>> begin STORED DATA
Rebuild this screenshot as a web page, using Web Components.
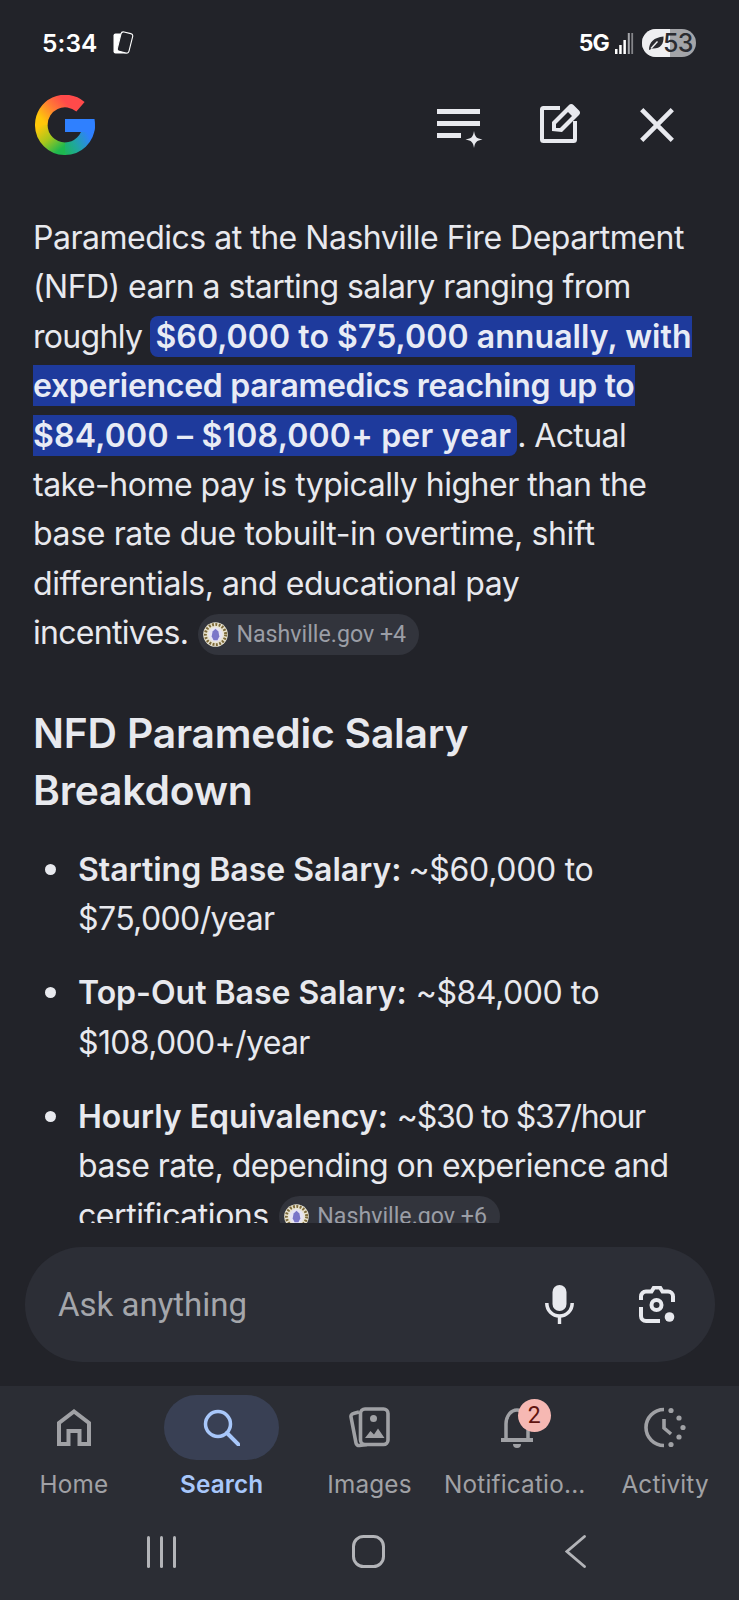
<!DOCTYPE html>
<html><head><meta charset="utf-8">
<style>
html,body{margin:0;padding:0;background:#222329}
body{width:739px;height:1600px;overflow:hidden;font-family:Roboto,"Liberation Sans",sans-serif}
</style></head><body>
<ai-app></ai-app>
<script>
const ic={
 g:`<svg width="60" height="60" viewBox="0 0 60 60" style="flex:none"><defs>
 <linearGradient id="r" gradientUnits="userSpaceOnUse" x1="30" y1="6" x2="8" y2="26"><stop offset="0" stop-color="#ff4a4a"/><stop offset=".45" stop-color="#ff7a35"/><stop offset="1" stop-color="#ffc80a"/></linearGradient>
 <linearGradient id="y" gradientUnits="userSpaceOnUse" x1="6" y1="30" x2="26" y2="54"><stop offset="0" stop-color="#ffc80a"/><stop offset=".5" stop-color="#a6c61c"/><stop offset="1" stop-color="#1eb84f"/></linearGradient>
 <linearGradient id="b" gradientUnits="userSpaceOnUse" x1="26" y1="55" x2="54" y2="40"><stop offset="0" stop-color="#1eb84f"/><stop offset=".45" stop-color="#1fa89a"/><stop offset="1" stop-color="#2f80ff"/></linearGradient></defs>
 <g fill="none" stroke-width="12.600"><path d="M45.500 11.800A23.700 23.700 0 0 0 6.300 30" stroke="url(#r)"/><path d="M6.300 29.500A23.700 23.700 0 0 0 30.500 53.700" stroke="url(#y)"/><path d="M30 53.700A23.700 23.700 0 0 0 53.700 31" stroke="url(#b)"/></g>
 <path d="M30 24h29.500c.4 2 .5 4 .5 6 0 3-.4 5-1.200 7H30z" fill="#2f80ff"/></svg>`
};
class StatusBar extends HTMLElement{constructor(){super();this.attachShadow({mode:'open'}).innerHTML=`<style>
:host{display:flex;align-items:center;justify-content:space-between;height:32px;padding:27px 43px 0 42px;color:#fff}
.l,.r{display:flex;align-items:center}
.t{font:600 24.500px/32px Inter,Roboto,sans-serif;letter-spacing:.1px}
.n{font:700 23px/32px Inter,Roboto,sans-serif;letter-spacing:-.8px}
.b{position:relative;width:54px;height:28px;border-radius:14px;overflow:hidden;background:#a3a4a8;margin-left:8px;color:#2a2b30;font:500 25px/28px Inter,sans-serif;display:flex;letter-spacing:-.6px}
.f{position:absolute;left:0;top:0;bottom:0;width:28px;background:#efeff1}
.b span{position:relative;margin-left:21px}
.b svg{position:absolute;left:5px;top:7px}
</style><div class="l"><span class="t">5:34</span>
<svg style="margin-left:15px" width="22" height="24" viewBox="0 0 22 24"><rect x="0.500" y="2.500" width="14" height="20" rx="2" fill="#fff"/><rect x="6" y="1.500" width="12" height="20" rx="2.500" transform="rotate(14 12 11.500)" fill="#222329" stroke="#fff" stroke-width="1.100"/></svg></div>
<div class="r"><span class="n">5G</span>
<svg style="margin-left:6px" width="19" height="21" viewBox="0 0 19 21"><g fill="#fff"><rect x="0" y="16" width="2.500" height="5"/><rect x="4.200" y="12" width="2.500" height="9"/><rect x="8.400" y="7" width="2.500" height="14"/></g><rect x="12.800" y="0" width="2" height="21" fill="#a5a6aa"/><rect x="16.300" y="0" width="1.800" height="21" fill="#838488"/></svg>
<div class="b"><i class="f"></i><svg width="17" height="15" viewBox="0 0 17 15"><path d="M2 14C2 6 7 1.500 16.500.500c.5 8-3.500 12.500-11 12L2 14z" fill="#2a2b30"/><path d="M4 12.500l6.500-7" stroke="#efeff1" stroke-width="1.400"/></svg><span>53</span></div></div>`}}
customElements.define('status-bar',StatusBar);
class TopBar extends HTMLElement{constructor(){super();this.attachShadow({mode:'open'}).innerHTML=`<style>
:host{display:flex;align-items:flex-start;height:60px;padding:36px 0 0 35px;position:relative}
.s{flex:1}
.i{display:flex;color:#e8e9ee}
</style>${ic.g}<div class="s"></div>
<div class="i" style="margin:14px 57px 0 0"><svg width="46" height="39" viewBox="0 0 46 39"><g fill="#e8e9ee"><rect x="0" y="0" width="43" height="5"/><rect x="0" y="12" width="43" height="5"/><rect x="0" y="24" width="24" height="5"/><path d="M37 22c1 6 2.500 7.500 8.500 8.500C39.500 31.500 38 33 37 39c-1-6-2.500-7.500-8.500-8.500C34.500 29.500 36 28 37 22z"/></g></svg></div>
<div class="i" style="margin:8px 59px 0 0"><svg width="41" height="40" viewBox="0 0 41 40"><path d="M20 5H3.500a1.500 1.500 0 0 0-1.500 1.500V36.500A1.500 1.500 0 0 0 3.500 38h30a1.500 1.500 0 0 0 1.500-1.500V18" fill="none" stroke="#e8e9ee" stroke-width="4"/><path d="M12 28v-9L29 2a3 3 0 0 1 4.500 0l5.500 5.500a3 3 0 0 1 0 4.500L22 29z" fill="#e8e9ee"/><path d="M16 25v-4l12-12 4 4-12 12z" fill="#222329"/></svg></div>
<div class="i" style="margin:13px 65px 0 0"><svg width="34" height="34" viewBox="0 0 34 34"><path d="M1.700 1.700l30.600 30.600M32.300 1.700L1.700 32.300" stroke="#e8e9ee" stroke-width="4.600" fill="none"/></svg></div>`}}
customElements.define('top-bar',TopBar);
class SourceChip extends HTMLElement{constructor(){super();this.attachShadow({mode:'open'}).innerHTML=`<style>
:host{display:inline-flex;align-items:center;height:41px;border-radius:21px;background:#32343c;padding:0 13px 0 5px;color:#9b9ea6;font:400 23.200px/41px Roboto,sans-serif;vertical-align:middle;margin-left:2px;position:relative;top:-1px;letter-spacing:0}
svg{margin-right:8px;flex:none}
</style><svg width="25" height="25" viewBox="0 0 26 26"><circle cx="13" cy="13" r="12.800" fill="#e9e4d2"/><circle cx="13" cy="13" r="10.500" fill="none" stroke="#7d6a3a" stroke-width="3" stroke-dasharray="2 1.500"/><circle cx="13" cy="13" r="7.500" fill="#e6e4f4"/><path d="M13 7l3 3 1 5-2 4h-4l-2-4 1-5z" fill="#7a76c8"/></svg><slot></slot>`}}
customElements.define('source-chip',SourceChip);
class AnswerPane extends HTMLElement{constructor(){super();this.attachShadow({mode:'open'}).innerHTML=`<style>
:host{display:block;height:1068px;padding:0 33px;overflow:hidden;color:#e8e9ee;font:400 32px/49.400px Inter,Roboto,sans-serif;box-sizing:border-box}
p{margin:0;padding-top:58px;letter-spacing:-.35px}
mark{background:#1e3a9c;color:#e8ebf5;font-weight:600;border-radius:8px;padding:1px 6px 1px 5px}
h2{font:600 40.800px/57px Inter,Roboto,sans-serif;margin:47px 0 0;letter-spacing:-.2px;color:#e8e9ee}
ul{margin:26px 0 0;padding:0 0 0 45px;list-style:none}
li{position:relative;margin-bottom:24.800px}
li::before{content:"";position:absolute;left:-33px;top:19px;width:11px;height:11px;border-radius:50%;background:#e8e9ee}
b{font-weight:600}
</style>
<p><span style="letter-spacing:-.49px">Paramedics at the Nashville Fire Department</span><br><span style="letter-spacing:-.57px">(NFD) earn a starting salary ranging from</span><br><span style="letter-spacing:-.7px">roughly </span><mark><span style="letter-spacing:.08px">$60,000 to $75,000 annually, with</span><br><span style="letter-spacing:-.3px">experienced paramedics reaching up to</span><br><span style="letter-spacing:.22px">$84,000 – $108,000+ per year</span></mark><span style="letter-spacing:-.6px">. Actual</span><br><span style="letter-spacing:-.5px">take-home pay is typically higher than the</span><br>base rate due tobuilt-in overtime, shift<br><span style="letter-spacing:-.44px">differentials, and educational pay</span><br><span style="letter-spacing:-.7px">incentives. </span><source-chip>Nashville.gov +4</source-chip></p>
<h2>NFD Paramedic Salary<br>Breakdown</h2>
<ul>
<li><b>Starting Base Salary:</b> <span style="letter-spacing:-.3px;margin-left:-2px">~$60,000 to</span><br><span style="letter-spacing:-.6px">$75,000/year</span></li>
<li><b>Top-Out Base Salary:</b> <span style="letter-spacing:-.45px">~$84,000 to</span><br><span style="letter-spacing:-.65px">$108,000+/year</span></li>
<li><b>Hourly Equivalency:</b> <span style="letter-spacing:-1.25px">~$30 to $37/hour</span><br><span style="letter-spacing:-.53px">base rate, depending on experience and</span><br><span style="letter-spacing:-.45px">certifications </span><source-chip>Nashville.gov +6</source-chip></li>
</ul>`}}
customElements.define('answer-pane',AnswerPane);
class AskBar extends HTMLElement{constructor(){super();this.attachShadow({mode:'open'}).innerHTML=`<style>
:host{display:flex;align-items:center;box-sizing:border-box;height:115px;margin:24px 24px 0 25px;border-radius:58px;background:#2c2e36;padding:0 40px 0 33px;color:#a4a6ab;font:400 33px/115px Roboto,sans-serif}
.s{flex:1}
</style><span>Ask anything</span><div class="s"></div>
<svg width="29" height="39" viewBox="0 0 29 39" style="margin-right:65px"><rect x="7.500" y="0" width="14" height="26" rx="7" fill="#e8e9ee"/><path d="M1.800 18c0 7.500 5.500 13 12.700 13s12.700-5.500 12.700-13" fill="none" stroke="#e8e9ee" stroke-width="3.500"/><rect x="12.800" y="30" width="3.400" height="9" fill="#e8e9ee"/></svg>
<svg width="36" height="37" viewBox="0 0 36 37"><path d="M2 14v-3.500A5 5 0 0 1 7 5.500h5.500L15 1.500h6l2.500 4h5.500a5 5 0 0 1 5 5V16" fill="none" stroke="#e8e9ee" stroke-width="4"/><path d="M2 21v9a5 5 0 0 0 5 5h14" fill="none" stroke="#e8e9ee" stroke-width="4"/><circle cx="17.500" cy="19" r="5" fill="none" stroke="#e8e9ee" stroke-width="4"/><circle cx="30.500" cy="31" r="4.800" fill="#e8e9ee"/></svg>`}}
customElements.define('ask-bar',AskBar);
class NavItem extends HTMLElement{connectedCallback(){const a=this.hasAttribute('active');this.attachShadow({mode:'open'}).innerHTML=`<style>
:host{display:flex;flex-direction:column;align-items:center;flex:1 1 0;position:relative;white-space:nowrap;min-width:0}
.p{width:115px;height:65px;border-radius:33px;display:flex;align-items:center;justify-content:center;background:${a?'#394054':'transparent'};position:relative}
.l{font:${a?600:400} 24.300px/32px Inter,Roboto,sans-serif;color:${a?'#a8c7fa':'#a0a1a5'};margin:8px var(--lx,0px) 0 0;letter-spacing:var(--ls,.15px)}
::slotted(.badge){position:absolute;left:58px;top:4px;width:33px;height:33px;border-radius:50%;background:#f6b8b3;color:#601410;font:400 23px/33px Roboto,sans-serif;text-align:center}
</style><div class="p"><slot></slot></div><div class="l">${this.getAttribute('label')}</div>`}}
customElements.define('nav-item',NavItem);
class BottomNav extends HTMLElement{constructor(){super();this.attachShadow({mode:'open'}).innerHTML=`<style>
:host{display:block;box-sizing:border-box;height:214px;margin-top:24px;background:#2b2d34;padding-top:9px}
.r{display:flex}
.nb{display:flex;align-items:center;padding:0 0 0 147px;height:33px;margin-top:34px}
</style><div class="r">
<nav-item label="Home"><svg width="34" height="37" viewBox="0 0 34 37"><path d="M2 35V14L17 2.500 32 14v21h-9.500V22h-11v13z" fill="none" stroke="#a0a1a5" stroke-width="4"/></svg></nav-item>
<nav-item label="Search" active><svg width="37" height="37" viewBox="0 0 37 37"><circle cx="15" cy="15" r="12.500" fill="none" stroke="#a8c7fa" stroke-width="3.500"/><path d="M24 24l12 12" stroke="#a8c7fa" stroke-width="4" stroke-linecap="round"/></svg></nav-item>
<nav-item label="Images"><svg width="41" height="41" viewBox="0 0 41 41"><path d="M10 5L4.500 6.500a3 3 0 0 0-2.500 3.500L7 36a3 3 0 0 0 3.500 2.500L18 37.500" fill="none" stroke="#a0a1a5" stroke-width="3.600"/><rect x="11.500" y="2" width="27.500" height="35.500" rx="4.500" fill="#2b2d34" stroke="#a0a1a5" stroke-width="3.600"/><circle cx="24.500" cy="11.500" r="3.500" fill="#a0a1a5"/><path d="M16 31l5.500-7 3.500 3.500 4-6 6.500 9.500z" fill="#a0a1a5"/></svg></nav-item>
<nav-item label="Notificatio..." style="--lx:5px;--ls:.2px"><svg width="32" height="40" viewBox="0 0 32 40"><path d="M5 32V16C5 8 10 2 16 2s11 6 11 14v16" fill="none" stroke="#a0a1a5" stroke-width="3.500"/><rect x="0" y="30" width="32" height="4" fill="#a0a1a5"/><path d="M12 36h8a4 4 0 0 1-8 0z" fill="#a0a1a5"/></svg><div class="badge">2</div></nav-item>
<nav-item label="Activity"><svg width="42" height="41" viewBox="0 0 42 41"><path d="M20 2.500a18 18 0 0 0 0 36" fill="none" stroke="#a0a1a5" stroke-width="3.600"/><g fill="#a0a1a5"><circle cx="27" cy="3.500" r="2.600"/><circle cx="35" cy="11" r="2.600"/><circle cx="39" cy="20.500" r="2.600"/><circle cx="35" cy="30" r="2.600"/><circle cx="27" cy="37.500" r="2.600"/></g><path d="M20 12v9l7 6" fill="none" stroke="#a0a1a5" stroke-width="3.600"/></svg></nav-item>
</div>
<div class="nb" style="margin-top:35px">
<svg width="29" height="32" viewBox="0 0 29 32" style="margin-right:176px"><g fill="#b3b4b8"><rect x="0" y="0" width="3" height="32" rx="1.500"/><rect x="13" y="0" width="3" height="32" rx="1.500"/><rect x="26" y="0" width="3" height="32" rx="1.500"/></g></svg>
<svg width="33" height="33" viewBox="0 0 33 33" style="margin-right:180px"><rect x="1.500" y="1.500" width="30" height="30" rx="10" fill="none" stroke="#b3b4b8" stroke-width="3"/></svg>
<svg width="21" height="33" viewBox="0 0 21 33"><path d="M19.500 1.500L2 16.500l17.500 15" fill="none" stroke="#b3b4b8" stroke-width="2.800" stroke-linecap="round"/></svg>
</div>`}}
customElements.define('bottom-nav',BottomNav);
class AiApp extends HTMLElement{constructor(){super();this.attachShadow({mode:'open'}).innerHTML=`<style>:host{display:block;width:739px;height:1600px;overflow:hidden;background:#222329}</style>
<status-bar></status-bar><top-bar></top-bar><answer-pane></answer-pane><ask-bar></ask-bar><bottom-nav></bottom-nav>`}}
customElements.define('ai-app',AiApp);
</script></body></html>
>> end STORED DATA
**SET PROBLEM**
Reproduce every line of the listing above in which the string "this" appears.

**TASK OUTPUT**
Rebuild this screenshot as a web page, using Web Components.
class StatusBar extends HTMLElement{constructor(){super();this.attachShadow({mode:'open'}).innerHTML=`<style>
class TopBar extends HTMLElement{constructor(){super();this.attachShadow({mode:'open'}).innerHTML=`<style>
class SourceChip extends HTMLElement{constructor(){super();this.attachShadow({mode:'open'}).innerHTML=`<style>
class AnswerPane extends HTMLElement{constructor(){super();this.attachShadow({mode:'open'}).innerHTML=`<style>
class AskBar extends HTMLElement{constructor(){super();this.attachShadow({mode:'open'}).innerHTML=`<style>
class NavItem extends HTMLElement{connectedCallback(){const a=this.hasAttribute('active');this.attachShadow({mode:'open'}).innerHTML=`<style>
</style><div class="p"><slot></slot></div><div class="l">${this.getAttribute('label')}</div>`}}
class BottomNav extends HTMLElement{constructor(){super();this.attachShadow({mode:'open'}).innerHTML=`<style>
class AiApp extends HTMLElement{constructor(){super();this.attachShadow({mode:'open'}).innerHTML=`<style>:host{display:block;width:739px;height:1600px;overflow:hidden;background:#222329}</style>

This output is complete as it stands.